Output every line exactly as written. Leave out pictures.

..............................

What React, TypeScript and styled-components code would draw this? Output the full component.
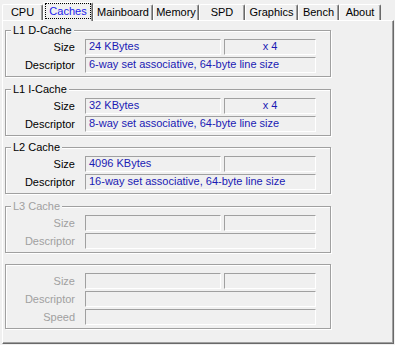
import React from 'react';
import styled, { createGlobalStyle } from 'styled-components';

const GlobalStyle = createGlobalStyle`
  * {
    box-sizing: border-box;
  }
  html,
  body {
    margin: 0;
    padding: 0;
    background: #f0f0f0;
  }
  body {
    font-family: 'Liberation Sans', Arial, sans-serif;
    font-size: 11px;
    color: #000;
  }
`;

const Window = styled.div`
  width: 395px;
  height: 345px;
  padding: 2px 1px 1px 2px;
  display: flex;
  flex-direction: column;
`;

const TabStrip = styled.div`
  display: flex;
  align-items: flex-end;
  height: 18px;
  position: relative;
  z-index: 1;
`;

const Tab = styled.div<{ $w: number; $active?: boolean }>`
  width: ${(p) => p.$w}px;
  height: ${(p) => (p.$active ? 19 : 16)}px;
  margin-bottom: ${(p) => (p.$active ? -1 : 0)}px;
  border: 1px solid #fff;
  border-bottom: none;
  border-right-color: #696969;
  border-radius: 2px 2px 0 0;
  box-shadow: inset -1px 0 0 #a0a0a0;
  background: #f0f0f0;
  text-align: center;
  line-height: 15px;
  white-space: nowrap;
  color: ${(p) => (p.$active ? '#2020ee' : '#000')};
`;

const FocusText = styled.span`
  display: inline-block;
  padding: 0 3px;
  border: 1px dotted #000;
  line-height: 14px;
`;

const Panel = styled.div`
  flex: 1;
  border: 1px solid #fff;
  border-right-color: #696969;
  border-bottom-color: #696969;
  box-shadow: inset -1px -1px 0 #a0a0a0;
  padding: 9px 0 0 2px;
  display: flex;
  flex-direction: column;
  gap: 11.5px;
`;

const Group = styled.div`
  position: relative;
  width: 326px;
  border: 1px solid #a0a0a0;
  box-shadow: inset 1px 1px 0 #fff, 1px 1px 0 #fff;
  padding: 8px 14px 3px 0;
  display: flex;
  flex-direction: column;
  gap: 2px;
`;

const GroupTitle = styled.span<{ $disabled?: boolean }>`
  position: absolute;
  top: -7px;
  left: 5px;
  padding: 0 2px;
  background: #f0f0f0;
  line-height: 13px;
  color: ${(p) => (p.$disabled ? '#a0a0a0' : '#000')};
`;

const Row = styled.div`
  display: flex;
  align-items: flex-start;
  height: 16px;
  gap: 3px;
`;

const Label = styled.div<{ $disabled?: boolean }>`
  width: 69px;
  margin-right: 7px;
  padding-top: 1px;
  text-align: right;
  line-height: 15px;
  white-space: nowrap;
  color: ${(p) => (p.$disabled ? '#a0a0a0' : '#000')};
`;

const Field = styled.div<{ $w: number; $center?: boolean }>`
  width: ${(p) => p.$w}px;
  height: 16px;
  border: 1px solid;
  border-color: #a0a0a0 #fff #fff #a0a0a0;
  padding: 0 3px;
  line-height: 13px;
  color: #1a1ab4;
  text-align: ${(p) => (p.$center ? 'center' : 'left')};
  white-space: nowrap;
  overflow: hidden;
`;

type CacheRow = { label: string; size?: string; count?: string; wide?: string; split?: boolean };
type CacheGroup = { title?: string; disabled?: boolean; rows: CacheRow[] };

const tabs = [
  { name: 'CPU', w: 41 },
  { name: 'Caches', w: 50 },
  { name: 'Mainboard', w: 60 },
  { name: 'Memory', w: 46 },
  { name: 'SPD', w: 46 },
  { name: 'Graphics', w: 53 },
  { name: 'Bench', w: 41 },
  { name: 'About', w: 42 },
];

const groups: CacheGroup[] = [
  {
    title: 'L1 D-Cache',
    rows: [
      { label: 'Size', split: true, size: '24 KBytes', count: 'x 4' },
      { label: 'Descriptor', wide: '6-way set associative, 64-byte line size' },
    ],
  },
  {
    title: 'L1 I-Cache',
    rows: [
      { label: 'Size', split: true, size: '32 KBytes', count: 'x 4' },
      { label: 'Descriptor', wide: '8-way set associative, 64-byte line size' },
    ],
  },
  {
    title: 'L2 Cache',
    rows: [
      { label: 'Size', split: true, size: '4096 KBytes', count: '' },
      { label: 'Descriptor', wide: '16-way set associative, 64-byte line size' },
    ],
  },
  {
    title: 'L3 Cache',
    disabled: true,
    rows: [
      { label: 'Size', split: true },
      { label: 'Descriptor' },
    ],
  },
  {
    disabled: true,
    rows: [{ label: 'Size', split: true }, { label: 'Descriptor' }, { label: 'Speed' }],
  },
];

const App = () => {
  const active = 'Caches';

  return (
    <>
      <GlobalStyle />
      <Window>
        <TabStrip>
          {tabs.map((t) => (
            <Tab key={t.name} $w={t.w} $active={t.name === active}>
              {t.name === active ? <FocusText>{t.name}</FocusText> : t.name}
            </Tab>
          ))}
        </TabStrip>
        <Panel>
          {groups.map((g, i) => (
            <Group key={i}>
              {g.title && <GroupTitle $disabled={g.disabled}>{g.title}</GroupTitle>}
              {g.rows.map((r) => (
                <Row key={r.label}>
                  <Label $disabled={g.disabled}>{r.label}</Label>
                  {r.split ? (
                    <>
                      <Field $w={136}>{r.size}</Field>
                      <Field $w={92} $center>
                        {r.count}
                      </Field>
                    </>
                  ) : (
                    <Field $w={231}>{r.wide}</Field>
                  )}
                </Row>
              ))}
            </Group>
          ))}
        </Panel>
      </Window>
    </>
  );
};

export default App;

..............................

EXERCISE SOLUTION:
What React, TypeScript and styled-components code would draw this? Output the full component.
import React from 'react';
import styled, { createGlobalStyle } from 'styled-components';

const GlobalStyle = createGlobalStyle`
  * {
    box-sizing: border-box;
  }
  html,
  body {
    margin: 0;
    padding: 0;
    background: #f0f0f0;
  }
  body {
    font-family: 'Liberation Sans', Arial, sans-serif;
    font-size: 11px;
    color: #000;
  }
`;

const Window = styled.div`
  width: 395px;
  height: 345px;
  padding: 2px 1px 1px 2px;
  display: flex;
  flex-direction: column;
`;

const TabStrip = styled.div`
  display: flex;
  align-items: flex-end;
  height: 18px;
  position: relative;
  z-index: 1;
`;

const Tab = styled.div<{ $w: number; $active?: boolean }>`
  width: ${(p) => p.$w}px;
  height: ${(p) => (p.$active ? 19 : 16)}px;
  margin-bottom: ${(p) => (p.$active ? -1 : 0)}px;
  border: 1px solid #fff;
  border-bottom: none;
  border-right-color: #696969;
  border-radius: 2px 2px 0 0;
  box-shadow: inset -1px 0 0 #a0a0a0;
  background: #f0f0f0;
  text-align: center;
  line-height: 15px;
  white-space: nowrap;
  color: ${(p) => (p.$active ? '#2020ee' : '#000')};
`;

const FocusText = styled.span`
  display: inline-block;
  padding: 0 3px;
  border: 1px dotted #000;
  line-height: 14px;
`;

const Panel = styled.div`
  flex: 1;
  border: 1px solid #fff;
  border-right-color: #696969;
  border-bottom-color: #696969;
  box-shadow: inset -1px -1px 0 #a0a0a0;
  padding: 9px 0 0 2px;
  display: flex;
  flex-direction: column;
  gap: 11.5px;
`;

const Group = styled.div`
  position: relative;
  width: 326px;
  border: 1px solid #a0a0a0;
  box-shadow: inset 1px 1px 0 #fff, 1px 1px 0 #fff;
  padding: 8px 14px 3px 0;
  display: flex;
  flex-direction: column;
  gap: 2px;
`;

const GroupTitle = styled.span<{ $disabled?: boolean }>`
  position: absolute;
  top: -7px;
  left: 5px;
  padding: 0 2px;
  background: #f0f0f0;
  line-height: 13px;
  color: ${(p) => (p.$disabled ? '#a0a0a0' : '#000')};
`;

const Row = styled.div`
  display: flex;
  align-items: flex-start;
  height: 16px;
  gap: 3px;
`;

const Label = styled.div<{ $disabled?: boolean }>`
  width: 69px;
  margin-right: 7px;
  padding-top: 1px;
  text-align: right;
  line-height: 15px;
  white-space: nowrap;
  color: ${(p) => (p.$disabled ? '#a0a0a0' : '#000')};
`;

const Field = styled.div<{ $w: number; $center?: boolean }>`
  width: ${(p) => p.$w}px;
  height: 16px;
  border: 1px solid;
  border-color: #a0a0a0 #fff #fff #a0a0a0;
  padding: 0 3px;
  line-height: 13px;
  color: #1a1ab4;
  text-align: ${(p) => (p.$center ? 'center' : 'left')};
  white-space: nowrap;
  overflow: hidden;
`;

type CacheRow = { label: string; size?: string; count?: string; wide?: string; split?: boolean };
type CacheGroup = { title?: string; disabled?: boolean; rows: CacheRow[] };

const tabs = [
  { name: 'CPU', w: 41 },
  { name: 'Caches', w: 50 },
  { name: 'Mainboard', w: 60 },
  { name: 'Memory', w: 46 },
  { name: 'SPD', w: 46 },
  { name: 'Graphics', w: 53 },
  { name: 'Bench', w: 41 },
  { name: 'About', w: 42 },
];

const groups: CacheGroup[] = [
  {
    title: 'L1 D-Cache',
    rows: [
      { label: 'Size', split: true, size: '24 KBytes', count: 'x 4' },
      { label: 'Descriptor', wide: '6-way set associative, 64-byte line size' },
    ],
  },
  {
    title: 'L1 I-Cache',
    rows: [
      { label: 'Size', split: true, size: '32 KBytes', count: 'x 4' },
      { label: 'Descriptor', wide: '8-way set associative, 64-byte line size' },
    ],
  },
  {
    title: 'L2 Cache',
    rows: [
      { label: 'Size', split: true, size: '4096 KBytes', count: '' },
      { label: 'Descriptor', wide: '16-way set associative, 64-byte line size' },
    ],
  },
  {
    title: 'L3 Cache',
    disabled: true,
    rows: [
      { label: 'Size', split: true },
      { label: 'Descriptor' },
    ],
  },
  {
    disabled: true,
    rows: [{ label: 'Size', split: true }, { label: 'Descriptor' }, { label: 'Speed' }],
  },
];

const App = () => {
  const active = 'Caches';

  return (
    <>
      <GlobalStyle />
      <Window>
        <TabStrip>
          {tabs.map((t) => (
            <Tab key={t.name} $w={t.w} $active={t.name === active}>
              {t.name === active ? <FocusText>{t.name}</FocusText> : t.name}
            </Tab>
          ))}
        </TabStrip>
        <Panel>
          {groups.map((g, i) => (
            <Group key={i}>
              {g.title && <GroupTitle $disabled={g.disabled}>{g.title}</GroupTitle>}
              {g.rows.map((r) => (
                <Row key={r.label}>
                  <Label $disabled={g.disabled}>{r.label}</Label>
                  {r.split ? (
                    <>
                      <Field $w={136}>{r.size}</Field>
                      <Field $w={92} $center>
                        {r.count}
                      </Field>
                    </>
                  ) : (
                    <Field $w={231}>{r.wide}</Field>
                  )}
                </Row>
              ))}
            </Group>
          ))}
        </Panel>
      </Window>
    </>
  );
};

export default App;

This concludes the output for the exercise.